The Chicago many of us live in is filled with young people, older people, able-bodied and differently abled people, all sorts of people. Our theatre community has expressed loud and clear its desire to see ALL storytellers onstage, and yet when The Gift does so with impeccable fluidity – Thebus is actually off book for chunks of the play and never misses a joke or pacing – it is dismissed by our most prominent theatre critics.
There are people – I like to think most of us – who walk into that show and see Thornton teaching basketball in his chair and Thebus reading him to filth over her script and understand we are seeing something truly special. We are witnessing some of our city’s greatest actors achieving their full potential unfettered. Then there is a person – Chris – who walks into that space and cannot get over the fact that someone would dare hold a piece of paper while telling a story long enough to listen. It’s baffling because Kris Vire in his Storefront Rebellion review even mentions having a conversation with Thornton after the show. Thornton rightfully asserts that Thebus has as much a right to hold her script as he does to be in his chair – and he still called it an “exercise,” and questioned The Gift’s right to charge for tickets. As though her performance is literally worth less.

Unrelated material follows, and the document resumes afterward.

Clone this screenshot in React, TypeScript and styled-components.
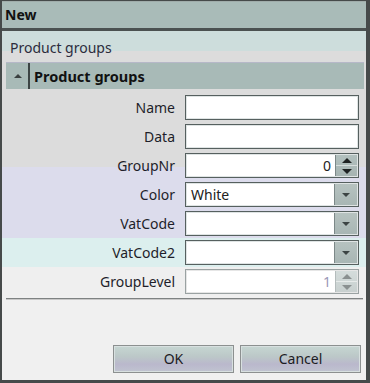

It would be very easy to dismiss this as two prominent white critics saying something insidious, but if we don’t call it out every single time we will accept it as our normal. The ego, separation from community, and unwillingness to listen to that same community exhibited here is unacceptable. A critic is not above community they are in dialogue with it. There are so many talented critics writing on theatre, such as Irene Hsiao’s take for New City Stage, that we should no longer have to hope one person at the Tribune will understand our work to sell tickets. In fact, I think that time may be passing as we speak.
Jones should frankly make the phone call he was afraid to make, and apologize to Mary Ann Thebus. He severely crossed a line by bringing up her age, suggesting this is the end of her career, suggesting Chicago artists & critics are gossiping about her age, being ableist, focusing on a man instead of her own achievements, and more – but that should get you started.
Photo by Claire Demos.
*Note: Dear White Critics is a series Regina Victor is tired of writing. While they are somewhat playful in writing, that is because these pieces are significant emotional labor, and sometimes the only way to deal with blatant disrespect like this is to laugh. Support local artists and grassroots criticism so Regina doesn’t have to be so tired. Thanks.
**Bias Alert: Regina Victor is a working artist with feelings, and also worked with Jessica Thebus two years ago, in addition to directing a short piece for her and Lisa Portes’ event rock the vote event, Femme Shout. They have no personal relationship with Mary Ann Thebus.